As MEDP has grown over the past seven years, it has streamlined processes and sped access to information and resources for our business community. It keeps abreast of challenges and opportunities through frequent contact with state agencies, local bank officers and other organizations knowledgeable about specific business decisions. Its job includes identifying resources, making connections, finding experts and addressing obstacles.
For example, when Meggitt Polymers & Composites expressed its need for a skilled workforce, MEDP introduced Meggitt staff to the principal of Yamhill-Carlton High School. The school’s welding program became a Meggitt partner. When Solid Form Fabrication needed new equipment, MEDP partner Business Oregon helped them secure a loan.
Businesses using its services include one-person micro-enterprises and companies with more than 400 employees, entrepreneurs with the seed of an idea and established companies looking to expand or change locations. MEDP works closely with and helped more than 75 diverse manufacturers to continue growing and thriving here, including Ruby Cakes gluten-free bakery, Grain Station Brew Works and Northwest UAV propulsion systems. It also has been active in a number of large recruitment projects such as Precision Analytical.
Over the past few years, MEDP has worked to become a relevant organization statewide. Jody Christensen serves as president of the Oregon Economic Development Association, and the partnership is represented on more than 10 boards and organizations.

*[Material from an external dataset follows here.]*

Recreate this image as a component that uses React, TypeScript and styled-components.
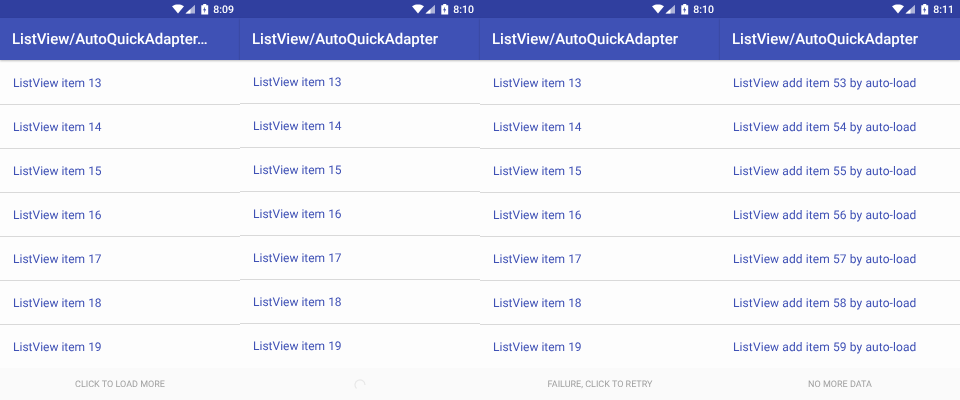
import React from "react";
import styled, { createGlobalStyle } from "styled-components";

const GlobalStyle = createGlobalStyle`
  html, body {
    margin: 0;
    padding: 0;
    background: #fafafa;
    font-family: Roboto, "Liberation Sans", sans-serif;
    text-rendering: geometricPrecision;
  }
`;

const Screens = styled.div`
  display: flex;
  width: 960px;
  height: 400px;
  overflow: hidden;
  will-change: transform;
`;

const Phone = styled.div`
  display: flex;
  flex-direction: column;
  width: 240px;
  height: 400px;
  background: #fdfdfd;
`;

const StatusBar = styled.div`
  display: flex;
  align-items: center;
  justify-content: flex-end;
  height: 18px;
  padding-right: 6px;
  box-sizing: border-box;
  background: #303f9f;
  color: #fff;
  font-size: 10.5px;
  font-weight: 500;
`;

const StatusIcons = styled.svg`
  width: 41px;
  height: 12px;
  margin-right: 1px;
  fill: #fff;
`;

const Toolbar = styled.div`
  display: flex;
  align-items: center;
  height: 42px;
  padding-left: 12px;
  flex-shrink: 0;
  position: relative;
  background: #3f51b5;
  color: #fff;
  font-size: 15px;
  font-weight: 500;
  box-shadow: 0 1px 2px rgba(0, 0, 0, 0.25);
  z-index: 1;
`;

const List = styled.div<{ $shift: number }>`
  display: flex;
  flex-direction: column;
  flex: 1;
  min-height: 0;
  overflow: hidden;
  padding-top: ${(p) => p.$shift}px;
`;

const Row = styled.div<{ $spacing: number }>`
  display: flex;
  flex-shrink: 0;
  align-items: center;
  height: 44px;
  box-sizing: border-box;
  padding-left: 13px;
  border-bottom: 1px solid #d9d9d9;
  color: #3f51b5;
  font-size: 12px;
  letter-spacing: ${(p) => p.$spacing}px;
  &:last-child {
    border-bottom: none;
  }
`;

const Footer = styled.div`
  display: flex;
  flex-shrink: 0;
  align-items: center;
  justify-content: center;
  height: 32px;
  padding-top: 1px;
  box-sizing: border-box;
  background: #fafafa;
  color: #a0a0a0;
  font-size: 9px;
`;

const Spinner = styled.svg`
  width: 12px;
  height: 12px;
  fill: none;
  stroke: #e8e8e8;
  stroke-width: 1.2;
`;

const StatusGlyphs = () => (
  <StatusIcons viewBox="0 0 41 12">
    <path d="M1 3.200C3 1.900 5 1.500 7 1.500s4 .4 6 1.700L7 10.500z" />
    <path d="M9.500 8.300h1l.8.9.8-.9h1l-1.300 1.400 1.300 1.400h-1l-.8-.9-.8.9h-1l1.300-1.400z" fill="#303f9f" />
    <path d="M14.500 10.500 24 1.700v8.800z" opacity="0.6" />
    <path d="M14.500 10.500 19.500 6v4.500z" />
    <path d="M30.300 2.200h1.900V1h3.100v1.200h1.900V11.500h-6.900z" />
    <path d="M34.100 3.400 32.100 7.200h1.400l-.5 3 2.100-3.900h-1.400z" fill="#303f9f" />
  </StatusIcons>
);

const phones = [
  { time: "8:09", title: "ListView/AutoQuickAdapter…", shift: 1, prefix: "ListView item ", suffix: "", start: 13, spacing: 0, footer: "CLICK TO LOAD MORE" },
  { time: "8:10", title: "ListView/AutoQuickAdapter", shift: 0, prefix: "ListView item ", suffix: "", start: 13, spacing: 0, footer: "" },
  { time: "8:10", title: "ListView/AutoQuickAdapter", shift: 1, prefix: "ListView item ", suffix: "", start: 13, spacing: 0, footer: "FAILURE, CLICK TO RETRY" },
  { time: "8:11", title: "ListView/AutoQuickAdapter", shift: 1, prefix: "ListView add item ", suffix: " by auto-load", start: 53, spacing: 0.1, footer: "NO MORE DATA" },
];

export default function App() {
  return (
    <Screens>
      <GlobalStyle />
      {phones.map((phone, i) => (
        <Phone key={i}>
          <StatusBar>
            <StatusGlyphs />
            {phone.time}
          </StatusBar>
          <Toolbar>{phone.title}</Toolbar>
          <List $shift={phone.shift}>
            {[0, 1, 2, 3, 4, 5, 6].map((n) => (
              <Row key={n} $spacing={phone.spacing}>
                {phone.prefix}
                {phone.start + n}
                {phone.suffix}
              </Row>
            ))}
          </List>
          <Footer>
            {phone.footer || (
              <Spinner viewBox="0 0 12 12">
                <path d="M2.500 9.500A5 5 0 1 1 11 6" />
              </Spinner>
            )}
          </Footer>
        </Phone>
      ))}
    </Screens>
  );
}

We plan to host a trade show table at the Pacific Northwest Unmanned Systems Symposium in Pendleton this October, and we are discussing sponsorship of the Aviation Cluster Summit this fall at Evergreen. We also are heavily involved in Team Oregon Food Processing recruitment efforts. All these efforts help market McMinnville as a superior place to locate a business.

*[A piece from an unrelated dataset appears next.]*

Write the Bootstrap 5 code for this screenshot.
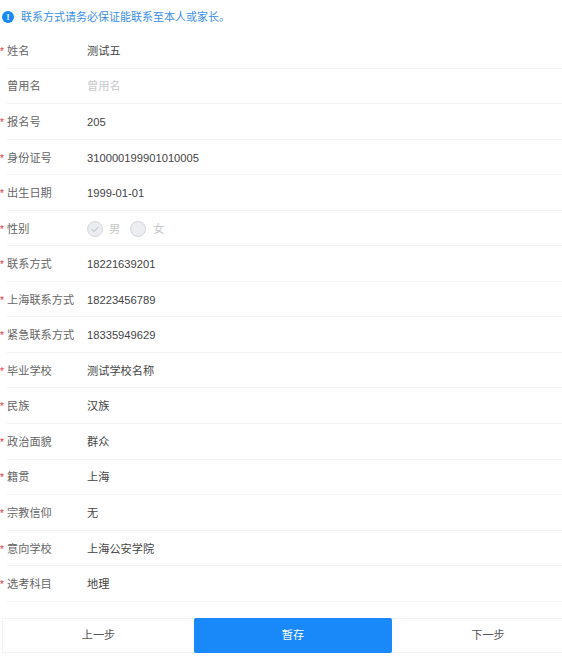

Of course, McMinnville is part of a bigger community. As a region, we share challenges along with opportunities. These include needs for efficient transportation and a strong workforce as well as prospects for strengthening local supply chains. What is good for McMinnville usually is good for the entire county.
So, in 2010, MEDP staff participated in a countywide task force to research and develop potential options to help lead economic development initiatives, an effort that hadn’t been undertaken in Yamhill County since 1980.

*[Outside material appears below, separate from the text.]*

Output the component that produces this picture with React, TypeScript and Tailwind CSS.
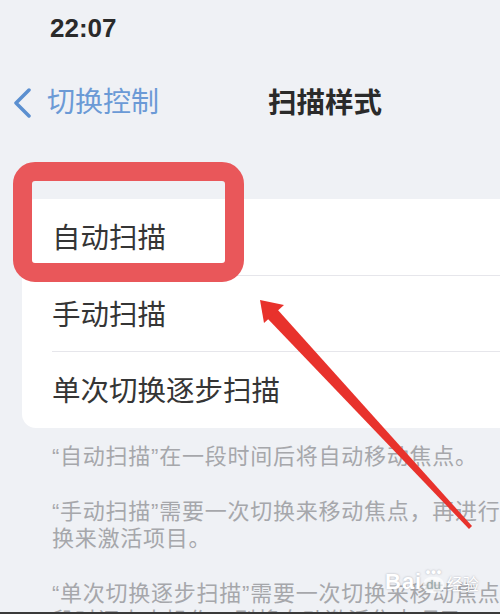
export default function App() {
  const rows = ['自动扫描', '手动扫描', '单次切换逐步扫描'];

  return (
    <div className="relative w-[500px] h-[614px] overflow-hidden bg-[#eff1f5] border-b-2 border-[#3a3a3a] font-['Liberation_Sans','Noto_Sans_CJK_SC',sans-serif]">
      {/* status bar */}
      <div className="h-[56px] pl-[50px] pt-[12px]">
        <span className="text-[26px] leading-[32px] font-bold text-[#2a2a2a]">22:07</span>
      </div>

      {/* nav bar */}
      <div className="h-[94px] flex items-center">
        <div className="flex items-center pl-[12px] w-[268px]">
          <svg width="20" height="30" viewBox="0 0 20 30" className="shrink-0">
            <polyline points="17,2 4,15 17,28" fill="none" stroke="#5b8fd0" strokeWidth="3.5" strokeLinecap="round" strokeLinejoin="round" />
          </svg>
          <span className="ml-[15px] text-[28px] leading-none text-[#6b9ad6]">切换控制</span>
        </div>
        <span className="text-[28.5px] leading-none font-bold text-[#2a2a2a]">扫描样式</span>
      </div>

      {/* list card */}
      <div className="mt-[49px] ml-[22px] w-[600px] rounded-[14px] bg-white">
        {rows.map((r, i) => (
          <div key={r} className="pl-[30px]">
            <div className={`${i === 0 ? 'h-[77px]' : 'h-[76px]'} flex items-center ${i < rows.length - 1 ? 'border-b border-[#e6e6eb]' : ''}`}>
              <span className="text-[28.5px] leading-none text-[#353535] pt-[3px]">{r}</span>
            </div>
          </div>
        ))}
      </div>

      {/* footnotes */}
      <div className="pl-[52px] text-[22px] leading-[27px] tracking-[0.75px] text-[#a6a7ab] whitespace-nowrap">
        <p className="mt-[15px]">“自动扫描”在一段时间后将自动移动焦点。</p>
        <p className="mt-[28px]">
          “手动扫描”需要一次切换来移动焦点，再进行一次切
          <br />
          换来激活项目。
        </p>
        <p className="mt-[28px]">
          “单次切换逐步扫描”需要一次切换来移动焦点，如果一
          <br />
          段时间内未操作，则将自动激活焦点项目。
        </p>
      </div>

      {/* red highlight box */}
      <div className="absolute left-[13px] top-[162px] w-[231px] h-[120px] rounded-[22px] border-[19px] border-[#e9575a]" />

      {/* red arrow */}
      <svg className="absolute left-0 top-0" width="500" height="614" viewBox="0 0 500 614">
        <polygon points="267,318 277,309 472,526 469,529" fill="#e8322c" />
        <polygon points="260,300 264,323 284,305" fill="#e8322c" />
      </svg>

      {/* watermark */}
      <div className="absolute left-[385px] top-[568px] flex items-end text-white [text-shadow:0_0_2px_rgba(120,120,130,0.6)]">
        <span className="text-[22px] leading-none font-bold tracking-[1px]">Bai</span>
        <span className="relative mx-[1px] flex flex-col items-center">
          <span className="text-[9px] leading-none">●●●</span>
          <span className="rounded-full bg-white/70 px-[3px] text-[13px] leading-[16px] text-[#9aa]">du</span>
        </span>
        <span className="text-[16px] leading-none ml-[2px]">经验</span>
      </div>
    </div>
  );
}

In July 2012, the task force formed the Grow Yamhill County initiative. The Grow workgroup met monthly, donating more than 600 collective hours of time. The result was development of the Yamhill County Strategic Plan.
MEDP facilitated the yearlong project using the management expertise from Project Masters of Salem. The workgroup of more than 65 leaders represented local businesses, organizations, state and regional agencies, city governments, education institutions and workforce enterprises.
All three organizations I have discussed — MIP, MEDP and Grow Yamhill County — started small and built initiatives with careful, strategic thinking. All great efforts need time to get their footing. The slow-and-steady process allows groups to build stronger relationships and therefore have more capacity to do valuable work. Both MIP and MEDP are testaments to this way of thinking, and I am looking forward to seeing what the future has in store for Grow Yamhill County.
As Franklin Roosevelt said, “There are many ways of going forward, but only one way of standing still.” We are a community that never stands still, and we are stronger for it.
Guest writer Carol Granger, a Linfield College graduate, serves as board member for MIP and MEDP. She and her husband operated a retail sales and service business in downtown McMinnville for 22 years. She advocates for living-wage jobs and promotes business-friendly relationships in the community. In retirement, she enjoys traveling, cooking and time spent with friends and family.